Our commitment: While we are committed to sharing more information on our enforcement accuracy as part of previous recommendations, providing this information in the manner prescribed here would not provide an holistic and accurate picture of our content moderation systems. We continue to work towards public reporting of new metrics that will provide comprehensive insights into our enforcement systems, including efforts to reduce errors in the process, but we will have no further updates on this recommendation.
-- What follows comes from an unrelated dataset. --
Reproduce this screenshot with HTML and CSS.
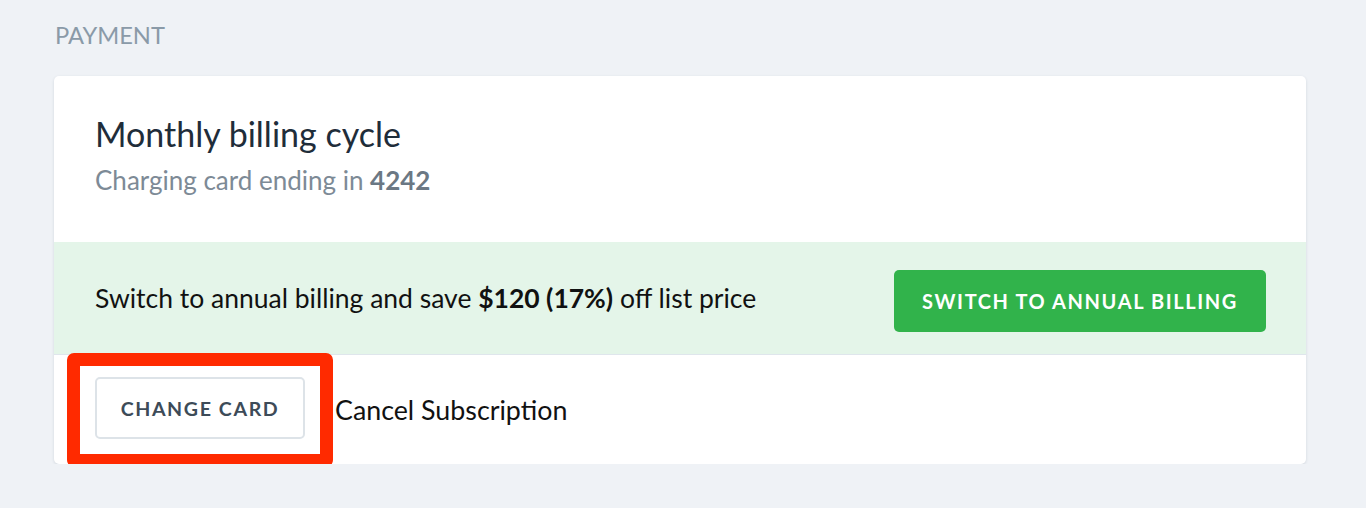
FILE: index.html
```html
<!DOCTYPE html>
<html>
<head>
<meta charset="utf-8">
<link rel="stylesheet" href="styles.css">
</head>
<body>
<div class="page">
  <h2 class="section-title">PAYMENT</h2>
  <div class="card">
    <div class="card-head">
      <div class="plan-title">Monthly billing cycle</div>
      <div class="plan-sub">Charging card ending in <b>4242</b></div>
    </div>
    <div class="upsell">
      <div class="upsell-text">Switch to annual billing and save <b>$120 (17%)</b> off list price</div>
      <button class="btn btn-green">SWITCH TO ANNUAL BILLING</button>
    </div>
    <div class="actions">
      <button class="btn btn-outline">CHANGE CARD</button>
      <span class="cancel">Cancel Subscription</span>
    </div>
    <div class="highlight"></div>
  </div>
</div>
</body>
</html>
```
FILE: styles.css
```css
* { box-sizing: border-box; }
body {
  margin: 0;
  background: #eff2f6;
  font-family: Lato, "Source Sans Pro", "Noto Sans", sans-serif;
}
.page {
  padding: 20px 60px 0 54px;
}
.section-title {
  margin: 0 0 0 1px;
  font-weight: 400;
  font-size: 23.7px;
  line-height: 30px;
  color: #8a9aa8;
}
.card {
  position: relative;
  margin-top: 26px;
  background: #fff;
  border-radius: 5px;
  box-shadow: 0 1px 3px rgba(40, 60, 80, 0.15);
}
.card-head {
  height: 166px;
  padding: 37px 41px 0;
}
.plan-title {
  font-size: 34px;
  line-height: 42px;
  color: #1f2d3a;
}
.plan-sub {
  margin-top: 9px;
  font-size: 26px;
  line-height: 32px;
  color: #7d8a96;
}
.plan-sub b { color: #6b7884; font-weight: 700; }
.upsell {
  height: 113px;
  display: flex;
  align-items: center;
  justify-content: space-between;
  padding: 0 40px 0 41px;
  background: #e4f5e9;
  border-bottom: 1px solid #dfe6ec;
}
.upsell-text {
  font-size: 26.5px;
  color: #111;
}
.upsell-text b { font-weight: 700; }
.btn {
  font-family: inherit;
  font-weight: 700;
  letter-spacing: 1.6px;
  border-radius: 5px;
  height: 62px;
  cursor: pointer;
}
.btn-green {
  width: 372px;
  margin-top: 6px;
  background: #31b34b;
  border: none;
  color: #fff;
  font-size: 20px;
}
.actions {
  height: 109px;
  display: flex;
  align-items: center;
  gap: 30px;
  padding: 0 41px;
}
.btn-outline {
  width: 210px;
  margin-bottom: 3px;
  background: #fff;
  border: 2px solid #dde3e8;
  color: #3d4b58;
  font-size: 19.6px;
}
.cancel {
  font-size: 26.8px;
  color: #111;
}
.highlight {
  position: absolute;
  left: 13px;
  top: 277px;
  width: 266px;
  height: 114px;
  border: 13px solid #ff2a00;
  border-radius: 7px;
  pointer-events: none;
}
```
Considerations: As part of our Community Standards Enforcement Reporting (CSER) and transparency efforts, we have previously committed to gathering and sharing accuracy and precision metrics around our content moderation systems. We expect this work to shed more light on our media matching systems as well. However, sharing metrics for individual MMS banks without sufficient context may create confusion, and would not provide a complete picture of the accuracy of our automated enforcement actions. MMS is one component of a larger enforcement system, and media matching does not always work in isolation. Each moderation component, such as MMS banking, supports our enforcement efforts overall; these various systems work together and have various dependencies which aim to increase overall accuracy. As an example, an error flagged during step one of a process may be later resolved in step two or three. While we are committed to sharing more information on our enforcement accuracy and efforts to reduce errors as part of previous recommendations, providing this information in the manner prescribed here would not provide an holistic and accurate picture that addresses the board’s stated concerns. We will continue to work towards greater public reporting of metrics that will provide comprehensive insights into our enforcement systems, but because of the factors described above, we will have no further updates on this recommendation.